The SNP’s Programme for Government for 2017-18 announced a £50m Ending Homelessness Together Fund and a new Action Group to make recommendations on how to end rough sleeping, transform temporary accommodation and bring about an end to homelessness in Scotland. 4 reports were published by the group in 2017-2018 and shaped the Scottish Government/Cosla High Level Action Plan. We were proud to be part of designing this new approach as an Action Group member, and in facilitating a Scotland-wide collaboration with over 400 people with first-hand experience of homelessness and 75 front-line staff.
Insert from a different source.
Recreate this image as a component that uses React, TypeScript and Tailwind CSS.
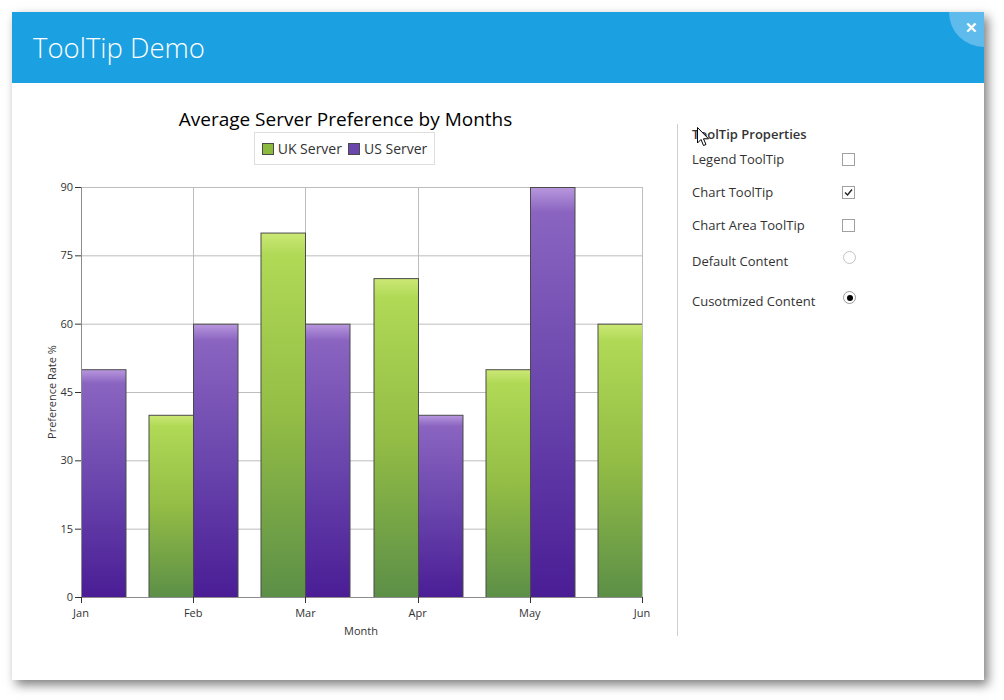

The Scottish Parliament’s Local Government & Communities Committee year-long inquiry on homelessness reported in 2018, followed by the final report from the Homelessness and Rough Sleeping Action Group. Both asserted a rapid rehousing approach including Housing First as a cornerstone recommendation for ending homelessness in Scotland.
That year, Social Bite catalysed a Housing First Pathfinder across 5 cities with £3m funding. In 2019, the Scottish Government connected the Government/CoSLA high level commitment to Housing First to the Social Bite programme that was already underway and in doing so became the main funder of a larger £10m Housing First Pathfinder programme to March 2022 that can reach further.
Toward the end of 2019, Scottish Government approved a progressive programme of work to ensure that people with frontline and lived experience of homelessness, through a new change team, will be at the heart of driving change over the next decade. We are proud to be leading on this work.